DIRECTIONS
Identify the lines that include the word "styled", then copy all of them.

RECORDED INFORMATION
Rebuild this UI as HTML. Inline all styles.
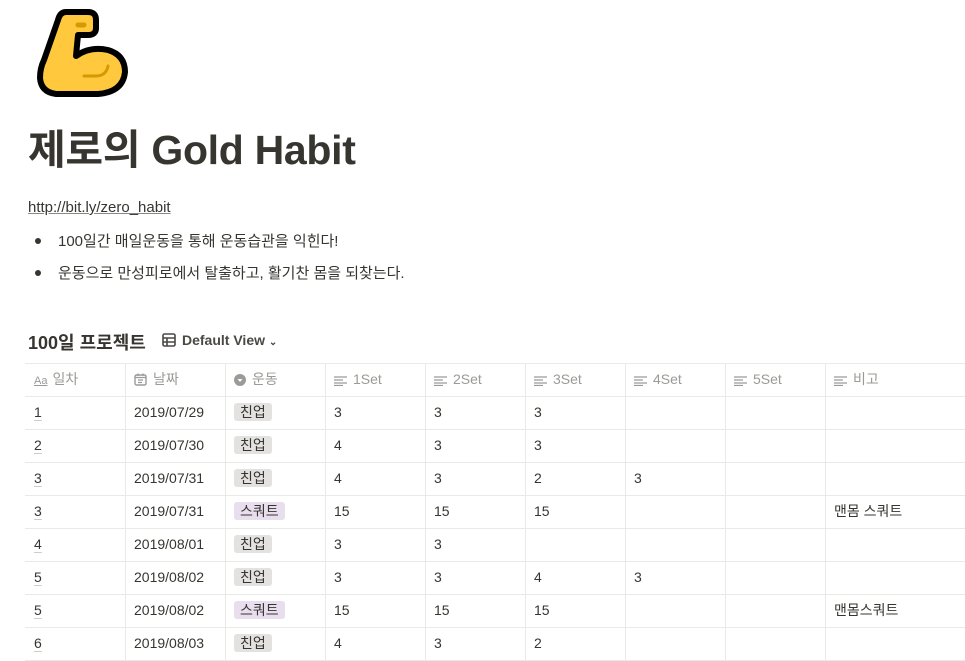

...

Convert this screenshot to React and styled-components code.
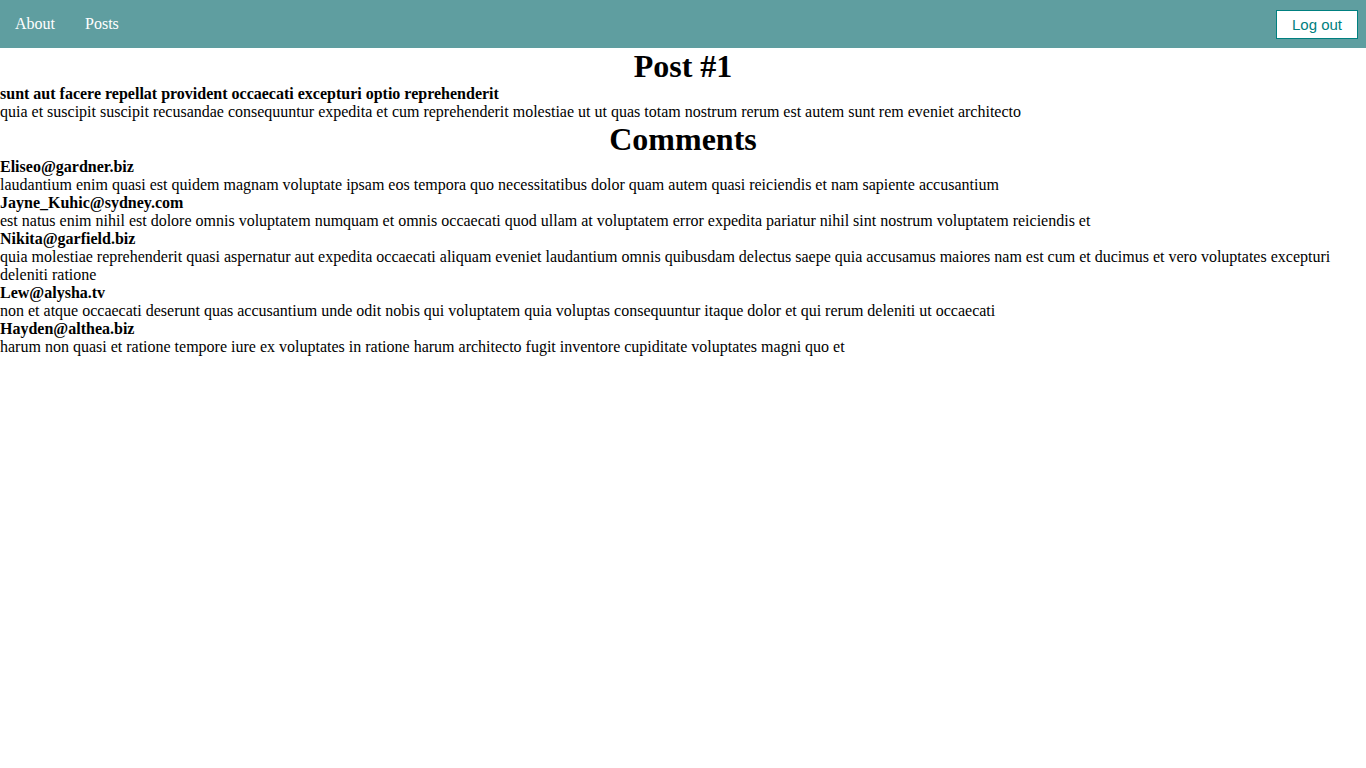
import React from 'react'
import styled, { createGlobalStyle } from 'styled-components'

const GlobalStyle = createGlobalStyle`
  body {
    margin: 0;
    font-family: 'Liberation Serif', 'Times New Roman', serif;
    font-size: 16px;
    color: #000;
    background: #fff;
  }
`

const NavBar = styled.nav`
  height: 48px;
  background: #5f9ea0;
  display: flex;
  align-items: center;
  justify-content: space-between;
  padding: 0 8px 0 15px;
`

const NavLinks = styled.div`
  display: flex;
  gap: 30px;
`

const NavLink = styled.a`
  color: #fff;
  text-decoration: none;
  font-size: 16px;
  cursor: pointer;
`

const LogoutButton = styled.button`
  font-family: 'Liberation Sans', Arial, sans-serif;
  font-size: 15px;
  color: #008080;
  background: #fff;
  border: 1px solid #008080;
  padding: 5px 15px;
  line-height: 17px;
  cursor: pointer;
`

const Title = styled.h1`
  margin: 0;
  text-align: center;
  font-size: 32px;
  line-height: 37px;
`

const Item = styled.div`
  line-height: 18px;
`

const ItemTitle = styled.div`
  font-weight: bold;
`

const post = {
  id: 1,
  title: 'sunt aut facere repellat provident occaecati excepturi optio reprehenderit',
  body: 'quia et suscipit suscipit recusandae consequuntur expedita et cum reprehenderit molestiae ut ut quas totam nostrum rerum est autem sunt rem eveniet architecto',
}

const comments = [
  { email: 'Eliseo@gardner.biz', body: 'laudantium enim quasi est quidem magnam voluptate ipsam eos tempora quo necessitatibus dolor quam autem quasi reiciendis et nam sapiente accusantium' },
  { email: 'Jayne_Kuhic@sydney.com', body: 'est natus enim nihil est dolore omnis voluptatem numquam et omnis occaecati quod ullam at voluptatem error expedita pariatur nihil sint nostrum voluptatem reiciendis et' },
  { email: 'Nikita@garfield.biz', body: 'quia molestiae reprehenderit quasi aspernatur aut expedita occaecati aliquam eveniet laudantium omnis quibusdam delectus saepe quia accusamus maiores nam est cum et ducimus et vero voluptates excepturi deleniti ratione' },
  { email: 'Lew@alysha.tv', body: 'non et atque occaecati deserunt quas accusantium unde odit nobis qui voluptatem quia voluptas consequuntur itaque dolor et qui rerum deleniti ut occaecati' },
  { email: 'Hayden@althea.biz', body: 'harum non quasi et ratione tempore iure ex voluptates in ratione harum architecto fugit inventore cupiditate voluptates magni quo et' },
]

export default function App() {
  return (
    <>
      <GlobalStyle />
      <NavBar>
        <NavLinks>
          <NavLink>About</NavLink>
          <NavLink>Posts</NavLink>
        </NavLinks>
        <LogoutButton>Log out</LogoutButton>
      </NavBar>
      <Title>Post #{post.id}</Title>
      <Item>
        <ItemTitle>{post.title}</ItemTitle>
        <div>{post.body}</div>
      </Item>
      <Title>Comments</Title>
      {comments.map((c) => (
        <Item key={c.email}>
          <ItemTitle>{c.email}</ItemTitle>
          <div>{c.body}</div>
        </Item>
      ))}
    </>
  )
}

THE ANSWER
Convert this screenshot to React and styled-components code.
import styled, { createGlobalStyle } from 'styled-components'
const NavBar = styled.nav`
const NavLinks = styled.div`
const NavLink = styled.a`
const LogoutButton = styled.button`
const Title = styled.h1`
const Item = styled.div`
const ItemTitle = styled.div`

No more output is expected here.